Here is an example of data that is anonymous.Shows a data collection spreadsheet storing data in an anonymous manner. It is a spreadsheet with 5 columns. From left to right: code, age group, gender, diagnosis, length of stay. [View Image]
In this example, a code has been assigned to each entry, but there is no corresponding key document that links that code back to identifying information. In addition, potential indirect identifiers like date of birth have been converted to an age range variable, and instead of using dates of admission and discharge, the dataset contains a calculated “length of stay” variable instead. The remaining information — gender and diagnosis — cannot be used in combination with the other variables to re-identify specific individuals.
A note on indirect identifiers: what is meant by indirect identifiers is information which could be used in combination with other information to re-identify an individual. Take for example a study which found that 80% of the US population can be identified using only date of birth, gender, and ZIP code. That article was written in 2000, so imagine how much easier it must be to identify someone with minimal information, given advancements in technology and the internet!
Anonymous data is among the lowest levels of data-identifiability, and carries a lower risk of re-identification, because direct identifiers are neither present in nor associated with the data through the use of a code key document. When indirect identifiers are suppressed, removed, or collapsed, this risk of re-identification becomes even lower. Secondary use of anonymous data is generally not considered human subjects research, and its use rarely requires IRB review.

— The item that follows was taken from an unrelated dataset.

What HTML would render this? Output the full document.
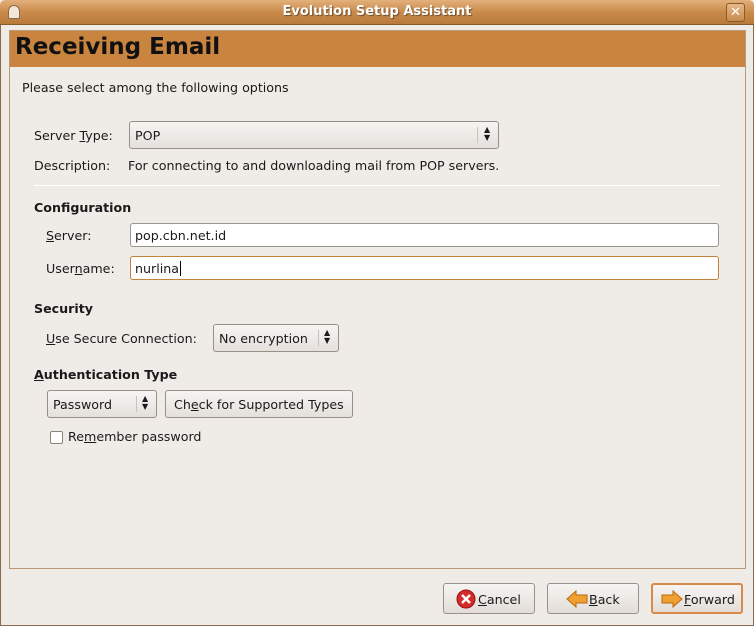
<!DOCTYPE html><html><head><style>
*{box-sizing:border-box;margin:0;padding:0}
body{width:754px;height:626px;background:#efebe7;font-family:"DejaVu Sans",sans-serif;font-size:12.65px;color:#1a1a1a;position:relative;overflow:hidden}
.a{position:absolute;white-space:nowrap}
.tb{left:0;top:0;width:754px;height:25px;background:linear-gradient(#e3b07b,#c98b4c 50%,#b97a3c);border-bottom:1px solid #8a5a2a;border-radius:5px 5px 0 0}
.frame{left:0;top:25px;width:754px;height:601px;border:1px solid #8a6a4a;border-top:none}
.panel{left:9px;top:30px;width:737px;height:539px;border:1px solid #b89a7a;background:#efebe7}
.hdr{left:10px;top:31px;width:735px;height:36px;background:#c9843f}
.combo{border:1px solid #9a8f86;border-radius:3px;background:linear-gradient(#f6f4f2,#e4e0dc);height:28px}
.entry{border:1px solid #9a9590;border-radius:3px;background:#fff;height:24px;padding:4px 0 0 4px}
.btn{border:1px solid #9a928a;border-radius:3px;background:linear-gradient(#f6f4f2,#e2ddd8);height:31px}
.arr{position:absolute;top:5px;width:1px;height:16px;background:#c8c2bb}
u{text-decoration:underline}
</style></head><body>
<div class="a frame"></div>
<div class="a tb"></div>
<div class="a" style="left:8px;top:5px;width:12px;height:14px;border-radius:6px 6px 2px 2px;background:#f3e7d8;border:1px solid #8a6a4a"></div>
<div class="a" style="left:0;width:754px;top:4px;text-align:center;color:#fff;font-weight:bold;font-size:13px;text-shadow:1px 1px 1px #6a4a2a">Evolution Setup Assistant</div>
<div class="a" style="left:726px;top:3px;width:19px;height:19px;border:1px solid #8a5a2a;border-radius:3px;background:linear-gradient(#e8b888,#c88a4c);color:#fff;font-weight:bold;text-align:center;line-height:17px;font-size:13px">✕</div>
<div class="a panel"></div>
<div class="a hdr"></div>
<div class="a" style="left:15px;top:34px;font-size:23px;font-weight:bold;color:#111">Receiving Email</div>
<div class="a" style="left:22px;top:80px">Please select among the following options</div>
<div class="a" style="left:34px;top:128px">Server <u>T</u>ype:</div>
<div class="a combo" style="left:129px;top:121px;width:370px"><span class="a" style="left:5px;top:6px">POP</span><div class="arr" style="left:347px"></div><span class="a" style="left:354px;top:4px;font-size:8px;line-height:8px">▲<br>▼</span></div>
<div class="a" style="left:34px;top:158px">Description:</div>
<div class="a" style="left:128px;top:158px">For connecting to and downloading mail from POP servers.</div>
<div class="a" style="left:34px;top:185px;width:686px;height:1px;background:#cfc8c1;border-bottom:1px solid #fff"></div>
<div class="a" style="left:34px;top:200px;font-weight:bold">Configuration</div>
<div class="a" style="left:46px;top:228px"><u>S</u>erver:</div>
<div class="a entry" style="left:130px;top:223px;width:589px">pop.cbn.net.id</div>
<div class="a" style="left:46px;top:261px">User<u>n</u>ame:</div>
<div class="a entry" style="left:130px;top:256px;width:589px;border-color:#c8803f">nurlina<span style="border-left:1px solid #000;margin-left:1px"></span></div>
<div class="a" style="left:34px;top:301px;font-weight:bold">Security</div>
<div class="a" style="left:46px;top:331px"><u>U</u>se Secure Connection:</div>
<div class="a combo" style="left:213px;top:324px;width:126px"><span class="a" style="left:5px;top:6px">No encryption</span><div class="arr" style="left:104px"></div><span class="a" style="left:110px;top:4px;font-size:8px;line-height:8px">▲<br>▼</span></div>
<div class="a" style="left:34px;top:367px;font-weight:bold"><u>A</u>uthentication Type</div>
<div class="a combo" style="left:47px;top:390px;width:110px"><span class="a" style="left:5px;top:6px">Password</span><div class="arr" style="left:88px"></div><span class="a" style="left:94px;top:4px;font-size:8px;line-height:8px">▲<br>▼</span></div>
<div class="a combo" style="left:165px;top:390px;width:188px"><span class="a" style="left:8px;top:6px">Ch<u>e</u>ck for Supported Types</span></div>
<div class="a" style="left:50px;top:431px;width:13px;height:13px;border:1px solid #8a847e;border-radius:2px;background:#fff"></div>
<div class="a" style="left:68px;top:429px">Re<u>m</u>ember password</div>
<div class="a btn" style="left:443px;top:583px;width:92px"><svg class="a" style="left:12px;top:5px" width="20" height="20" viewBox="0 0 20 20"><circle cx="10" cy="10" r="9" fill="#d42a2a" stroke="#9a1010"/><path d="M6 6L14 14M14 6L6 14" stroke="#fff" stroke-width="2.5"/></svg><span class="a" style="left:34px;top:8px"><u>C</u>ancel</span></div>
<div class="a btn" style="left:547px;top:583px;width:92px"><svg class="a" style="left:18px;top:6px" width="22" height="18" viewBox="0 0 22 18"><path d="M1 9L10 1V5H21V13H10V17Z" fill="#f0a030" stroke="#b86a10"/></svg><span class="a" style="left:41px;top:8px"><u>B</u>ack</span></div>
<div class="a btn" style="left:651px;top:583px;width:92px;border:2px solid #d88a4a"><svg class="a" style="left:8px;top:5px" width="22" height="18" viewBox="0 0 22 18"><path d="M21 9L12 1V5H1V13H12V17Z" fill="#f0a030" stroke="#b86a10"/></svg><span class="a" style="left:31px;top:7px"><u>F</u>orward</span></div>
</body></html>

Aggregate data is data which has been combined (summed, categorized, etc.) and presented in summary form. No identifiers or individual-level data are presented.
Here is an example of data that is aggregated.Shows a spreadsheet table titled Average Length of Stay (Days). It has three columns. From left to right: Age Group, Men, Women. [View Image]
In this example, the data table presents data at the group level. The chart shows average length of stay in days, but groups the results by population characteristics, in this case, by 5-year age ranges, and gender. For example, the chart reports that among men aged 36-40, the average length of stay is 30 days.
Aggregate data is not considered to be identifiable at all, and the risk of re-identification is non-existent, because no individual-level data is present. This means it is not possible to pick out one individual from the dataset to attempt to re-identify, because all information is presented at the group level. Secondary use of aggregate data is not human subjects research, and does not require IRB review.
Investigators are strongly encouraged to adopt this vocabulary when working with the VCU IRB. You should be precise in your use of this language, particularly when describing the nature of secondary data used in the research, when describing the disposition of the study data at the conclusion of the study, and when describing plans for future sharing of the data.